* Chamber of Mines says believes decision “unlawful”
* Tussle over mining code raises uncertainty in sector
* Mining makes up 7 percent of S.Africa’s GDP (Adds chamber response)
South Africa intends to suspend the granting of applications for prospecting and mining rights as well as any renewals pending a court case to review new mining laws, the Mineral Resources Minister Mosebenzi Zwane said on Thursday.
Such a move could seriously hamper growth and investment in South Africa’s mining sector, already beset by policy uncertainty, depressed prices, soaring costs and often violent social and labour strife.
“The moratorium would ensure that any applications … are concluded in terms of the 2017 Mining Charter,” Zwane said in a statement.

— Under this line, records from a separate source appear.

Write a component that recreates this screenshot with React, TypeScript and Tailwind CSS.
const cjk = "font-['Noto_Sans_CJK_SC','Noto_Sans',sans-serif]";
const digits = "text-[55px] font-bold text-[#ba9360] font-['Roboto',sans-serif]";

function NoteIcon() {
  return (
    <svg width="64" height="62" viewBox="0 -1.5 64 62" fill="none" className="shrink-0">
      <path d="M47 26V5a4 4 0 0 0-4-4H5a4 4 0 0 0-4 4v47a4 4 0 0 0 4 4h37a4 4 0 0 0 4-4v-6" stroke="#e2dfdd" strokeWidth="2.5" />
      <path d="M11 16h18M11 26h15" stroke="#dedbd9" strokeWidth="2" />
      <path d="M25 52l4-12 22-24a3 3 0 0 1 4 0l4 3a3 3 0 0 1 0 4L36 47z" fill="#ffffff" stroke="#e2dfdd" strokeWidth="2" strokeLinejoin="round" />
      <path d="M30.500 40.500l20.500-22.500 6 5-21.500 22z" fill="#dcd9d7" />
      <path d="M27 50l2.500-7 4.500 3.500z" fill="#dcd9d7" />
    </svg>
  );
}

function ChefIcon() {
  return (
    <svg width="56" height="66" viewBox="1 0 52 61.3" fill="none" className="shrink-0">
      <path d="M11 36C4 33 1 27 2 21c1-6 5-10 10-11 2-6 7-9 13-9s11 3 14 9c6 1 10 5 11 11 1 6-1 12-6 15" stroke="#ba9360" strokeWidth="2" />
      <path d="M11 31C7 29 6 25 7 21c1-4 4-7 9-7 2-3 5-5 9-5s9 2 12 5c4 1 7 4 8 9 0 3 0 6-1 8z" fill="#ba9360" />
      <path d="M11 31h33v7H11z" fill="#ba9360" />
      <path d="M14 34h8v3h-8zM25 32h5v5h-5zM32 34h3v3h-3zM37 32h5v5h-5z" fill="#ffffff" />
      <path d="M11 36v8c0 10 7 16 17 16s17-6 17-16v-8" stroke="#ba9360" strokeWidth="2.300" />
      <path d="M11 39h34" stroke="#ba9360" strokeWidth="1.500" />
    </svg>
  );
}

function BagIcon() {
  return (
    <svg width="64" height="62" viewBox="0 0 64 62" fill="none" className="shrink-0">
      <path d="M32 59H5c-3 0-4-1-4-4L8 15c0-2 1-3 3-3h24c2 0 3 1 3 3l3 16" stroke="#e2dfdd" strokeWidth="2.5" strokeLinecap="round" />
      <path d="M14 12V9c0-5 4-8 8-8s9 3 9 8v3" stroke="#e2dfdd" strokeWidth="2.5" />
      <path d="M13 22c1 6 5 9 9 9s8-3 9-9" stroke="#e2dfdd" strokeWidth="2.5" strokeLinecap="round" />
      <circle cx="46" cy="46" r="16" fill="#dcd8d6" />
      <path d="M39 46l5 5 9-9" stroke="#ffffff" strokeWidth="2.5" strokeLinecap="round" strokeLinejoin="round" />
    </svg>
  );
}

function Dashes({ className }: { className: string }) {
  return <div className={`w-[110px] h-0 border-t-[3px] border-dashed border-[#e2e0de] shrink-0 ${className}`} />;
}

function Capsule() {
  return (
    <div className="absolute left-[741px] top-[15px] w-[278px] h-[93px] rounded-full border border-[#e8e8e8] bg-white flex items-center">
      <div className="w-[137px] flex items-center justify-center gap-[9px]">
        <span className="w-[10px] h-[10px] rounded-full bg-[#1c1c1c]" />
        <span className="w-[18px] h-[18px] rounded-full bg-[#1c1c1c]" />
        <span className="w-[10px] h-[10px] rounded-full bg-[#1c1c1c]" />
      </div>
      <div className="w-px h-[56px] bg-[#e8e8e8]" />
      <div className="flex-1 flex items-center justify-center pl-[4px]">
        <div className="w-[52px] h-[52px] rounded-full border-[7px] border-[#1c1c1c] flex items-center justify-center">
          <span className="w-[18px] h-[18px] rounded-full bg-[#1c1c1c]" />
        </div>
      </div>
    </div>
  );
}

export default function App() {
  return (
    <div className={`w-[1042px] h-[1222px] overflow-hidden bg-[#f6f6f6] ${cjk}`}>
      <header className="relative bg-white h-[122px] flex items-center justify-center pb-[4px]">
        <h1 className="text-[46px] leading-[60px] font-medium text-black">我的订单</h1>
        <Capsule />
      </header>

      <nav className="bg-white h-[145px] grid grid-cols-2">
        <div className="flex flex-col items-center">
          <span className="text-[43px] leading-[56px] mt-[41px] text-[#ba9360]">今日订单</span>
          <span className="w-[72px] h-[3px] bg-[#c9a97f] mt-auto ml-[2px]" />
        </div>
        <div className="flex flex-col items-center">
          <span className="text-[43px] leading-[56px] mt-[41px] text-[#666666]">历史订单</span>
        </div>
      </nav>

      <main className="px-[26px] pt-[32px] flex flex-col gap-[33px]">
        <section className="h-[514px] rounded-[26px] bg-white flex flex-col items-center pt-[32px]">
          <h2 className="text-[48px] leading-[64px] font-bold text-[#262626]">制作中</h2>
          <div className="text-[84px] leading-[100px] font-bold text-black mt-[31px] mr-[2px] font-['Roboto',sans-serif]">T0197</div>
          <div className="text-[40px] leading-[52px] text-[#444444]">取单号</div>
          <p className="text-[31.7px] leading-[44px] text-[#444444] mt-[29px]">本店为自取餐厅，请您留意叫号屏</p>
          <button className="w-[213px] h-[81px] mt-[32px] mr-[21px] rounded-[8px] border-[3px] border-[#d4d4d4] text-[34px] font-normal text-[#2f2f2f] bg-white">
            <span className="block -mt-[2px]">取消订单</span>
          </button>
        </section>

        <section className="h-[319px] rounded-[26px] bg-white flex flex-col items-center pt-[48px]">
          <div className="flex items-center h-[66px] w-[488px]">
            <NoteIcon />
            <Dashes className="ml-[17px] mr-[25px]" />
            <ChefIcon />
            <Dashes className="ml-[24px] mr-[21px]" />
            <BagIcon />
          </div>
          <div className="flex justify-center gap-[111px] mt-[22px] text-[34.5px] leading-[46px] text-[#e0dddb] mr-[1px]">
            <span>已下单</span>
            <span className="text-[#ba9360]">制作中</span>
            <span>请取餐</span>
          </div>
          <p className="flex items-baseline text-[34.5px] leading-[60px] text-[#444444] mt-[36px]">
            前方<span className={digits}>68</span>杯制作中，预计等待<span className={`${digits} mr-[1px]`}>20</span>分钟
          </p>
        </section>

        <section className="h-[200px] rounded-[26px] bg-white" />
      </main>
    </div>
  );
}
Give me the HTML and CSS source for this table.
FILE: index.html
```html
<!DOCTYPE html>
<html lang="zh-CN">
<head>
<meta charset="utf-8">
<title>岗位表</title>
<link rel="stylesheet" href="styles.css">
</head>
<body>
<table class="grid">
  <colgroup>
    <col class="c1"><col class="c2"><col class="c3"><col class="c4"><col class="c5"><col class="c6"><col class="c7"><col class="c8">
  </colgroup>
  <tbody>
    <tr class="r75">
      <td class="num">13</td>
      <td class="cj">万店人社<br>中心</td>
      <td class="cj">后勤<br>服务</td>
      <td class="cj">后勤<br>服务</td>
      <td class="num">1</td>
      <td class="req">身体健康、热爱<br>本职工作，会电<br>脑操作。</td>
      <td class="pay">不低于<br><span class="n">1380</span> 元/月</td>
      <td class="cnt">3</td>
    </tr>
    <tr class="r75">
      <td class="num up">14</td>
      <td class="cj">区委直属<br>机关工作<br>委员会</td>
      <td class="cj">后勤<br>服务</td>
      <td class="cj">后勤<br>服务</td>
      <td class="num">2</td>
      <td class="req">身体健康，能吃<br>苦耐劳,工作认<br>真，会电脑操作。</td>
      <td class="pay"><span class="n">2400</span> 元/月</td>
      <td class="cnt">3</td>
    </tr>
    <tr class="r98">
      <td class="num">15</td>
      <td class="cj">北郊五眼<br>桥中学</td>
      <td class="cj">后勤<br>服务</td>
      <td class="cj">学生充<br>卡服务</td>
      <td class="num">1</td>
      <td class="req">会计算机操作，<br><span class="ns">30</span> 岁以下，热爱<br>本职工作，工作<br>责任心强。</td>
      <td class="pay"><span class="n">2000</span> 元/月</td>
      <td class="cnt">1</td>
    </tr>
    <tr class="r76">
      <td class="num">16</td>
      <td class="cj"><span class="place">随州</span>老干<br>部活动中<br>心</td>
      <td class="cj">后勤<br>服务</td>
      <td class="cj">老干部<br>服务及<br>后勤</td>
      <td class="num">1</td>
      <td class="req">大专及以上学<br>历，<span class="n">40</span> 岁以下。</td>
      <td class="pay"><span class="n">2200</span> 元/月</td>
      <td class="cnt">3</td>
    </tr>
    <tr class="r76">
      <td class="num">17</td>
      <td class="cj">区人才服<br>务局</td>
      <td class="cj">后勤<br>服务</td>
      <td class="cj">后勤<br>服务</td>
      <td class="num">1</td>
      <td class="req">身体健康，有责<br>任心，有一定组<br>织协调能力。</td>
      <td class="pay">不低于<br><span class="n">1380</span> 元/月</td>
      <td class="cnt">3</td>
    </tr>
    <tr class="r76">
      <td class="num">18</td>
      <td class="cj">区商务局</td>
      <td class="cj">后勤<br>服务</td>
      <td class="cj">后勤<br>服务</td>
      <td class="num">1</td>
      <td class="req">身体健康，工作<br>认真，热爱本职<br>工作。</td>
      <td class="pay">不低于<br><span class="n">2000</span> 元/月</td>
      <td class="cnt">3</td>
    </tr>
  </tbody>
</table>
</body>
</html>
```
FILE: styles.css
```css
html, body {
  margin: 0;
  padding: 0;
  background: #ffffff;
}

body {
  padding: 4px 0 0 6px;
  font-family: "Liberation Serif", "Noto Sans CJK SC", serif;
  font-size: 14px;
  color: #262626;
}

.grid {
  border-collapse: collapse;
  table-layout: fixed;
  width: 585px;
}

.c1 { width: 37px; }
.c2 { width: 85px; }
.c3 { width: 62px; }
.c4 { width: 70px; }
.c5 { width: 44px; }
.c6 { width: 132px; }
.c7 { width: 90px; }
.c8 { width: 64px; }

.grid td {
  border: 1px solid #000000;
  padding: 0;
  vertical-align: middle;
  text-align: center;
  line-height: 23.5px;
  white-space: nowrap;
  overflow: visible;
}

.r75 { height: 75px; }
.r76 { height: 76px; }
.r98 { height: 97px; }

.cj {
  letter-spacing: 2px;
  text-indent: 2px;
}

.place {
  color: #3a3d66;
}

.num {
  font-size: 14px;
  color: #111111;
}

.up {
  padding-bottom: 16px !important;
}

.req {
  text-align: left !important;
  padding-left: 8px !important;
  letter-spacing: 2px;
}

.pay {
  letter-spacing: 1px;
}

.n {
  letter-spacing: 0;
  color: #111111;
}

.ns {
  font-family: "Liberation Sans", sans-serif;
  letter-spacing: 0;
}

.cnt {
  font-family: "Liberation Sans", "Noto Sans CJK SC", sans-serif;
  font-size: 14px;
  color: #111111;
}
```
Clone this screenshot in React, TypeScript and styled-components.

The Charter is part of a wider empowerment drive in South Africa designed to rectify the disparities of apartheid that persist more than two decades since the end of white minority rule in 1994.
The Chamber of Mines said it believed the move to suspend new mining and exploration rights was “unlawful”, damaging to the sector and was beyond the minister’s powers under the Mineral and Petroleum Resources Development Act.
“The effect of the notice is to pave the way for the Minister to issue a further notice to prevent the issuing of new mining and exploration rights which will have an immediate negative impact on investment in the sector,” Chamber said.
Zwane and the Chamber have been at loggerheads over the implementation of a new mining law, which includes raising the level of black ownership in mining firms.
Mining shares fell to more than one-year lows when Zwane released the revised mining charter last month, giving resource firms 12 months to meet a new 30 percent minimum for black ownership, up from 26 percent.
The Chamber has applied to the High Court to prevent implementation of the mining charter.
On Friday, the chamber said the minister had given a written undertaking that the new code would not be implemented until a court ruled on the case.
The latest move by Zwane opened up a new area of contention.
The Chamber, which has complained that mining companies were not properly consulted about the revisions to the charter, said if the minister did not back down on the mining moratorium, it would challenge the move in court.